Sushi and tempura are well-suited to the Muslim diet. By removing the mirin (a seasoning that uses alcohol) from tempura dipping sauce and replacing it with salt, it can be made the same as dishes that Japanese people usually eat. It is recommended to make reservations one day in advance for preparations.
Address: 2-1-30 Honcho, Odawara-shi, Kanagawa Prefecture
Access: 10-minute walk from Odakyu JR “Odawara Station”
Reservations can be made over the Internet from the Odakyu Travel website (http://www.odakyu-travel.co.jp/eng/). When making reservations, Muslim-friendly dinners can be ordered.
*Please make reservations one week in advance. (If reservations are not made, ingredients using alcohol (mirin) will be included in items such as tempura dipping sauce, osuimono clear soup, and miso soup.)
It was a very enjoyable trip, with almost nothing that was made more difficult because we are Muslims. I definitely give the sightseeing cruise 5 stars! I’ve never been on anything that was so much fun before - the ride was comfortable and the view was spectacular. The Odakyu Romancecar was also incredibly fast, quiet, and clean. I was so excited when I saw Mount Fuji! I hope I can come again sometime while my wife is still attending school in Japan.

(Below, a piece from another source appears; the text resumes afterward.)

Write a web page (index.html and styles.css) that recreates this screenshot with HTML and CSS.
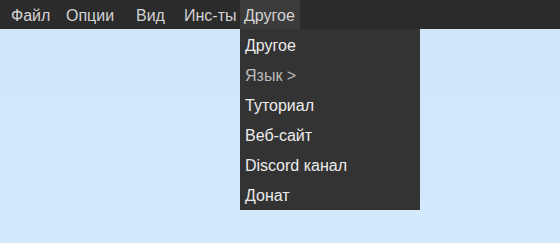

I’ve been living in Japan for several months now, but never knew that there was such magnificent scenery to see outside of the city! Next I want to invite my friends and family over and go traveling together. I’m still a little nervous about transferring on buses and trains, but I’ll give it my best.
The yosegi craftwork was especially memorable for me. Also, the rooms and dinners at the hotels were excellent, and I was moved by how beautiful Japan truly is.